» **STATED GOAL**:
Exclude the pictures, then repeat the remaining data exactly.
-*-*-
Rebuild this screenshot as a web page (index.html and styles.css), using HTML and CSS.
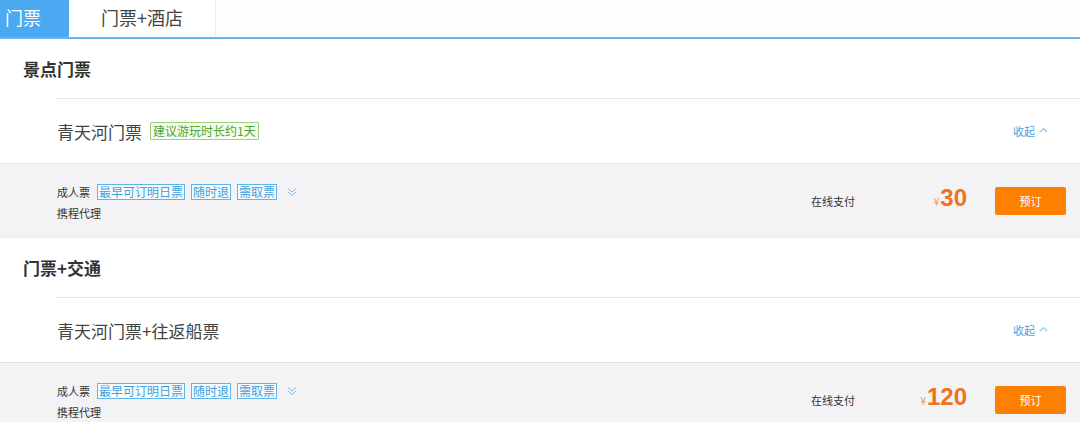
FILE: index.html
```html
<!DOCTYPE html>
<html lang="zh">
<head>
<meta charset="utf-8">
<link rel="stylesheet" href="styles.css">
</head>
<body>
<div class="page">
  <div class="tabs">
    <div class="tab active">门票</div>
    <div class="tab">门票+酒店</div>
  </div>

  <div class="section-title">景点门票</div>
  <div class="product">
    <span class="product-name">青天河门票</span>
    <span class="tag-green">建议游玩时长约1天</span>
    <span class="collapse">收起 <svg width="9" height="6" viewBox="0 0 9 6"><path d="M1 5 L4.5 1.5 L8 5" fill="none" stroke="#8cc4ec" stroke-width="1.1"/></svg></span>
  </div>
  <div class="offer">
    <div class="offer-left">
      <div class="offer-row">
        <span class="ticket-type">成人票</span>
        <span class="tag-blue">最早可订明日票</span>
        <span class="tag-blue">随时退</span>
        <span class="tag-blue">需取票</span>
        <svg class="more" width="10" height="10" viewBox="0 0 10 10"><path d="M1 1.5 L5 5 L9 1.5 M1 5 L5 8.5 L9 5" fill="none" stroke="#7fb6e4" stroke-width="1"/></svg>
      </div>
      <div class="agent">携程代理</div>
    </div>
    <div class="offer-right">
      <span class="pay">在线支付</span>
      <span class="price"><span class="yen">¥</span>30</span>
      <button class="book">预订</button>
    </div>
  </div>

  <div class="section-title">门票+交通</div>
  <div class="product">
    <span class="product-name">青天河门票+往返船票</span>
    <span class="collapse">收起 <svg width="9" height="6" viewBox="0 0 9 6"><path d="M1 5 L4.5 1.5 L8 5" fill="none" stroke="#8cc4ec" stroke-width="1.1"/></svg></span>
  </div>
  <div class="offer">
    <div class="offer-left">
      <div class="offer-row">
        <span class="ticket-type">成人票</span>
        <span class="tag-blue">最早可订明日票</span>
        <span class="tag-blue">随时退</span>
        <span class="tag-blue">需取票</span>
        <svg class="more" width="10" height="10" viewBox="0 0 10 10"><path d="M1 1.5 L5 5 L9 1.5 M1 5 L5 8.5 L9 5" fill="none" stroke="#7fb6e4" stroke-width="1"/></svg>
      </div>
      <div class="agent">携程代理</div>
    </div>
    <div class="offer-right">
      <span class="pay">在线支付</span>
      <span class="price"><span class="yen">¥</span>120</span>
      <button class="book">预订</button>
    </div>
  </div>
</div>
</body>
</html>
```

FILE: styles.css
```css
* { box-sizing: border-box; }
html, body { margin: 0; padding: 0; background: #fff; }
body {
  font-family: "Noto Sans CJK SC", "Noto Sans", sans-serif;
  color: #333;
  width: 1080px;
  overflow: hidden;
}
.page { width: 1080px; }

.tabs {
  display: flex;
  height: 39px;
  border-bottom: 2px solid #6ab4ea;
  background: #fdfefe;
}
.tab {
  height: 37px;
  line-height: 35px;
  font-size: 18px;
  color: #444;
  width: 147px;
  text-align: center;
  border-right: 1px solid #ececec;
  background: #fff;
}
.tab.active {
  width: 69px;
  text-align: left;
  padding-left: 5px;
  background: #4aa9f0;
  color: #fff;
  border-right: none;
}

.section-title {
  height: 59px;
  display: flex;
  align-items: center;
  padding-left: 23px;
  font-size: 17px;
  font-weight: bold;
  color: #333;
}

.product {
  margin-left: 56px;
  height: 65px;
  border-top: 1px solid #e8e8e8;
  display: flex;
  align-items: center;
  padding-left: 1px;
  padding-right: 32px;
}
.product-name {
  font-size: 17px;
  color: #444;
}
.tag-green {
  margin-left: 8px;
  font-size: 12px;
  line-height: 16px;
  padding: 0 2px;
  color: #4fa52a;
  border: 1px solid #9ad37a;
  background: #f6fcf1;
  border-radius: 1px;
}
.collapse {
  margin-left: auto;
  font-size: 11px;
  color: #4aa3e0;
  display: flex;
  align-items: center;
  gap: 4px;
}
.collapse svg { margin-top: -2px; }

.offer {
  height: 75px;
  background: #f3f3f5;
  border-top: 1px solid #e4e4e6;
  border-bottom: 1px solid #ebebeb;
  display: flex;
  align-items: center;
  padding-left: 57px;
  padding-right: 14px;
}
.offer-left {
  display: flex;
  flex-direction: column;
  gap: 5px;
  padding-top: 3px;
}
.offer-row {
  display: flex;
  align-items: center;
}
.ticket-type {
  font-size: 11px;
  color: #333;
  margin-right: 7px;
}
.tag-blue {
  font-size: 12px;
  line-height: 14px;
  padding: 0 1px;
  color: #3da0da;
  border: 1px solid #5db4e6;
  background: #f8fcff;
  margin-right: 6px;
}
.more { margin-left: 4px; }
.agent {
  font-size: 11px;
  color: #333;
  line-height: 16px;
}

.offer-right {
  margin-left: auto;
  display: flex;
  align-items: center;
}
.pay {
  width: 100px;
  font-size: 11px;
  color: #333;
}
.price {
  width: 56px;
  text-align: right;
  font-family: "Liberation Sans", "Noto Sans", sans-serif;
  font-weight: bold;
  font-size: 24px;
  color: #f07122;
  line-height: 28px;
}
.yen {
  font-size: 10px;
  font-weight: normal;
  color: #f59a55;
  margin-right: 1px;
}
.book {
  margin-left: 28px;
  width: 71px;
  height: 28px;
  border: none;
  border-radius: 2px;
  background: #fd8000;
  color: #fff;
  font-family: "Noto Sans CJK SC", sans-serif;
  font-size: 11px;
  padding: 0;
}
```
-*-*-
» **RESULT OF THIS EXERCISE**:
Rebuild this screenshot as a web page (index.html and styles.css), using HTML and CSS.
FILE: index.html
```html
<!DOCTYPE html>
<html lang="zh">
<head>
<meta charset="utf-8">
<link rel="stylesheet" href="styles.css">
</head>
<body>
<div class="page">
  <div class="tabs">
    <div class="tab active">门票</div>
    <div class="tab">门票+酒店</div>
  </div>

  <div class="section-title">景点门票</div>
  <div class="product">
    <span class="product-name">青天河门票</span>
    <span class="tag-green">建议游玩时长约1天</span>
    <span class="collapse">收起 <svg width="9" height="6" viewBox="0 0 9 6"><path d="M1 5 L4.5 1.5 L8 5" fill="none" stroke="#8cc4ec" stroke-width="1.1"/></svg></span>
  </div>
  <div class="offer">
    <div class="offer-left">
      <div class="offer-row">
        <span class="ticket-type">成人票</span>
        <span class="tag-blue">最早可订明日票</span>
        <span class="tag-blue">随时退</span>
        <span class="tag-blue">需取票</span>
        <svg class="more" width="10" height="10" viewBox="0 0 10 10"><path d="M1 1.5 L5 5 L9 1.5 M1 5 L5 8.5 L9 5" fill="none" stroke="#7fb6e4" stroke-width="1"/></svg>
      </div>
      <div class="agent">携程代理</div>
    </div>
    <div class="offer-right">
      <span class="pay">在线支付</span>
      <span class="price"><span class="yen">¥</span>30</span>
      <button class="book">预订</button>
    </div>
  </div>

  <div class="section-title">门票+交通</div>
  <div class="product">
    <span class="product-name">青天河门票+往返船票</span>
    <span class="collapse">收起 <svg width="9" height="6" viewBox="0 0 9 6"><path d="M1 5 L4.5 1.5 L8 5" fill="none" stroke="#8cc4ec" stroke-width="1.1"/></svg></span>
  </div>
  <div class="offer">
    <div class="offer-left">
      <div class="offer-row">
        <span class="ticket-type">成人票</span>
        <span class="tag-blue">最早可订明日票</span>
        <span class="tag-blue">随时退</span>
        <span class="tag-blue">需取票</span>
        <svg class="more" width="10" height="10" viewBox="0 0 10 10"><path d="M1 1.5 L5 5 L9 1.5 M1 5 L5 8.5 L9 5" fill="none" stroke="#7fb6e4" stroke-width="1"/></svg>
      </div>
      <div class="agent">携程代理</div>
    </div>
    <div class="offer-right">
      <span class="pay">在线支付</span>
      <span class="price"><span class="yen">¥</span>120</span>
      <button class="book">预订</button>
    </div>
  </div>
</div>
</body>
</html>
```

FILE: styles.css
```css
* { box-sizing: border-box; }
html, body { margin: 0; padding: 0; background: #fff; }
body {
  font-family: "Noto Sans CJK SC", "Noto Sans", sans-serif;
  color: #333;
  width: 1080px;
  overflow: hidden;
}
.page { width: 1080px; }

.tabs {
  display: flex;
  height: 39px;
  border-bottom: 2px solid #6ab4ea;
  background: #fdfefe;
}
.tab {
  height: 37px;
  line-height: 35px;
  font-size: 18px;
  color: #444;
  width: 147px;
  text-align: center;
  border-right: 1px solid #ececec;
  background: #fff;
}
.tab.active {
  width: 69px;
  text-align: left;
  padding-left: 5px;
  background: #4aa9f0;
  color: #fff;
  border-right: none;
}

.section-title {
  height: 59px;
  display: flex;
  align-items: center;
  padding-left: 23px;
  font-size: 17px;
  font-weight: bold;
  color: #333;
}

.product {
  margin-left: 56px;
  height: 65px;
  border-top: 1px solid #e8e8e8;
  display: flex;
  align-items: center;
  padding-left: 1px;
  padding-right: 32px;
}
.product-name {
  font-size: 17px;
  color: #444;
}
.tag-green {
  margin-left: 8px;
  font-size: 12px;
  line-height: 16px;
  padding: 0 2px;
  color: #4fa52a;
  border: 1px solid #9ad37a;
  background: #f6fcf1;
  border-radius: 1px;
}
.collapse {
  margin-left: auto;
  font-size: 11px;
  color: #4aa3e0;
  display: flex;
  align-items: center;
  gap: 4px;
}
.collapse svg { margin-top: -2px; }

.offer {
  height: 75px;
  background: #f3f3f5;
  border-top: 1px solid #e4e4e6;
  border-bottom: 1px solid #ebebeb;
  display: flex;
  align-items: center;
  padding-left: 57px;
  padding-right: 14px;
}
.offer-left {
  display: flex;
  flex-direction: column;
  gap: 5px;
  padding-top: 3px;
}
.offer-row {
  display: flex;
  align-items: center;
}
.ticket-type {
  font-size: 11px;
  color: #333;
  margin-right: 7px;
}
.tag-blue {
  font-size: 12px;
  line-height: 14px;
  padding: 0 1px;
  color: #3da0da;
  border: 1px solid #5db4e6;
  background: #f8fcff;
  margin-right: 6px;
}
.more { margin-left: 4px; }
.agent {
  font-size: 11px;
  color: #333;
  line-height: 16px;
}

.offer-right {
  margin-left: auto;
  display: flex;
  align-items: center;
}
.pay {
  width: 100px;
  font-size: 11px;
  color: #333;
}
.price {
  width: 56px;
  text-align: right;
  font-family: "Liberation Sans", "Noto Sans", sans-serif;
  font-weight: bold;
  font-size: 24px;
  color: #f07122;
  line-height: 28px;
}
.yen {
  font-size: 10px;
  font-weight: normal;
  color: #f59a55;
  margin-right: 1px;
}
.book {
  margin-left: 28px;
  width: 71px;
  height: 28px;
  border: none;
  border-radius: 2px;
  background: #fd8000;
  color: #fff;
  font-family: "Noto Sans CJK SC", sans-serif;
  font-size: 11px;
  padding: 0;
}
```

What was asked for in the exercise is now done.